Syjuco’s work has also been included in solo and group exhibitions at the National Portrait Gallery (2023); Saint Louis Art Museum, MO (2023); Allen Memorial Art Museum, Oberlin, OH (2023); Broad Art Museum, CA (2022); Cantor Arts Center at Stanford University, CA (2022); Singapore Art Museum, Singapore (2022); Frances Lehman Loeb Art Center at Vassar College, NY (2022); San Jose Museum of Art, CA (2022); Walker Art Center, MN (2021); ASU Art Museum, AZ (2021); Illingworth Kerr Gallery, Canada (2021); SFMOMA, CA (2021); New Britain Museum of American Art, CT (2020); Blaffer Art Museum, TX (2020); Tang Teaching Museum at Skidmore College, NY (2020); Cantor Arts Center at Stanford University, CA (2019); CAM St. Louis, MO (2019); Institute of Contemporary Art, MA (2019); Smithsonian American Art Museum, DC (2018); Museum of Modern Art, NY (2018); Contemporary Art Museum, TX (2015); Noguchi Museum, NY (2015); Verein für Kunst und Kultur, Germany (2015); Heinz Nixdorf Museums Forum, Germany (2014); Yerba Buena Center for the Arts, CA (2014); Z33 Space for Contemporary Art, Belgium (2012); ZKM Center for Art and Technology, Germany (2011); and the Columbus Museum of Art, OH (2011), among others.

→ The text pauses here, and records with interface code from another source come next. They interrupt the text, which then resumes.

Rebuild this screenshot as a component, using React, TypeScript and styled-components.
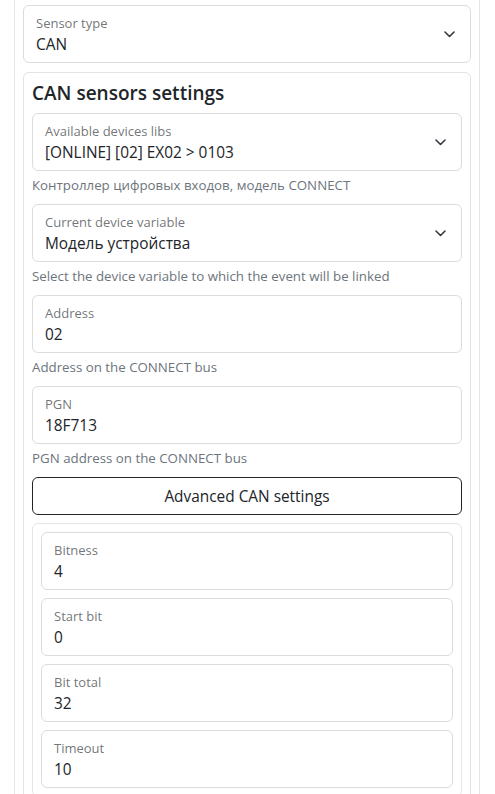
import styled, { createGlobalStyle } from "styled-components";

const GlobalStyle = createGlobalStyle`
  html, body {
    margin: 0;
    padding: 0;
    background: #fff;
  }
  body {
    font-family: "Open Sans", "Noto Sans", "Liberation Sans", sans-serif;
    color: #212529;
    font-size: 16px;
    line-height: 1.5;
  }
  * { box-sizing: border-box; }
`;

const Page = styled.div`
  padding: 0 15px 0 14px;
`;

const Panel = styled.div`
  border-left: 1px solid #e6e6e6;
  border-right: 1px solid #e6e6e6;
  padding: 5px 8px 0 8px;
  display: flex;
  flex-direction: column;
  gap: 9px;
  height: 794px;
  overflow: hidden;

  & > * {
    flex-shrink: 0;
  }
`;

const Card = styled.div`
  border: 1px solid #e3e3e3;
  border-radius: 6px;
  padding: 8px;
  display: flex;
  flex-direction: column;
`;

const Heading = styled.h5`
  margin: 0 0 8px 0;
  font-size: 19px;
  font-weight: 600;
  line-height: 24px;
`;

const FieldBox = styled.div<{ $select?: boolean }>`
  position: relative;
  flex-shrink: 0;
  height: 58px;
  border: 1px solid #dcdcdc;
  border-radius: 6px;
  background: #fff;
  padding: 7px ${(p) => (p.$select ? "36px" : "12px")} 0 12px;
  display: flex;
  flex-direction: column;
`;

const FieldLabel = styled.div`
  font-size: 13px;
  line-height: 20px;
  color: rgba(33, 37, 41, 0.65);
  white-space: nowrap;
`;

const FieldValue = styled.div`
  font-size: 15.4px;
  line-height: 24px;
  color: #212529;
  white-space: nowrap;
`;

const Chevron = styled.svg`
  position: absolute;
  right: 15px;
  top: 25px;
  width: 11px;
  height: 7px;
`;

const HelpText = styled.div`
  margin: 4px 0 8px 0;
  font-size: 13.3px;
  line-height: 21px;
  color: #6c757d;
  white-space: nowrap;
`;

const OutlineButton = styled.button`
  height: 38px;
  width: 100%;
  border: 1px solid #212529;
  border-radius: 6px;
  background: #fff;
  font-family: inherit;
  font-size: 15.4px;
  color: #212529;
  margin-bottom: 8px;
  cursor: pointer;
`;

const InnerCard = styled.div`
  border: 1px solid #e6e6e6;
  border-radius: 6px;
  padding: 8px;
  display: flex;
  flex-direction: column;
  gap: 8px;
`;

type FieldProps = { label: string; value: string; select?: boolean };

function Field({ label, value, select }: FieldProps) {
  return (
    <FieldBox $select={select}>
      <FieldLabel>{label}</FieldLabel>
      <FieldValue>{value}</FieldValue>
      {select && (
        <Chevron viewBox="0 0 11 7">
          <path
            d="M1 1l4.5 4.5L10 1"
            fill="none"
            stroke="#343a40"
            strokeWidth="1.6"
            strokeLinecap="round"
            strokeLinejoin="round"
          />
        </Chevron>
      )}
    </FieldBox>
  );
}

export default function App() {
  return (
    <>
      <GlobalStyle />
      <Page>
        <Panel>
          <Field label="Sensor type" value="CAN" select />
          <Card>
            <Heading>CAN sensors settings</Heading>
            <Field label="Available devices libs" value="[ONLINE] [02] EX02 > 0103" select />
            <HelpText>Контроллер цифровых входов, модель CONNECT</HelpText>
            <Field label="Current device variable" value="Модель устройства" select />
            <HelpText>Select the device variable to which the event will be linked</HelpText>
            <Field label="Address" value="02" />
            <HelpText>Address on the CONNECT bus</HelpText>
            <Field label="PGN" value="18F713" />
            <HelpText>PGN address on the CONNECT bus</HelpText>
            <OutlineButton type="button">Advanced CAN settings</OutlineButton>
            <InnerCard>
              <Field label="Bitness" value="4" />
              <Field label="Start bit" value="0" />
              <Field label="Bit total" value="32" />
              <Field label="Timeout" value="10" />
            </InnerCard>
          </Card>
        </Panel>
      </Page>
    </>
  );
}
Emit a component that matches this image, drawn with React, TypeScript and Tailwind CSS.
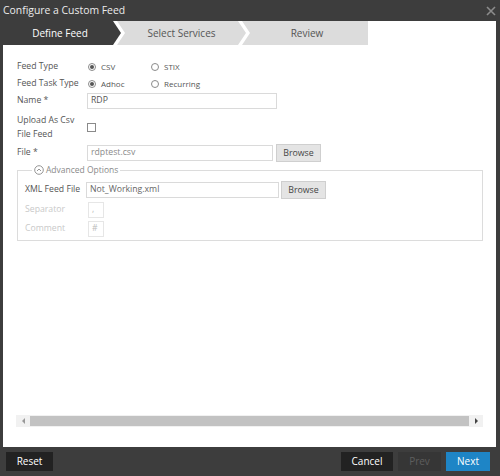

Her work is held in the public collections of Allen Memorial Art Museum at Oberlin College, OH; Amon Carter Museum, TX; Berkeley Art Museum and Pacific Film Archive, CA; Bowdoin College Museum of Art, ME; Cantor Arts Center at Stanford University, CA; Contemporary Art Museum St. Louis, MO; Columbus Museum of Art, OH; Contemporary Museum Honolulu, HI; Frances Lehman Loeb Art Center at Vassar College, NY; Herbert F. Johnson Museum of Art at Cornell University, NY; Hood Museum of Art at Dartmouth College, NH; Milwaukee Art Museum, WI; Minneapolis Institute of Art. MN; Museum of Fine Arts Houston, TX; Museum of Modern Art, NY; New Britain Museum of American Art, CT; New Museum, NY; Pennsylvania Academy of the Fine Arts, PA; Portland Art Museum, OR; San Francisco Museum of Modern Art, CA; San Jose Museum of Art, CA; Smithsonian American Art Museum, DC; St. Louis Art Museum, MO; Walker Art Center, MN; Weisman Art Museum, MN; and Whitney Museum of American Art, NY, among others.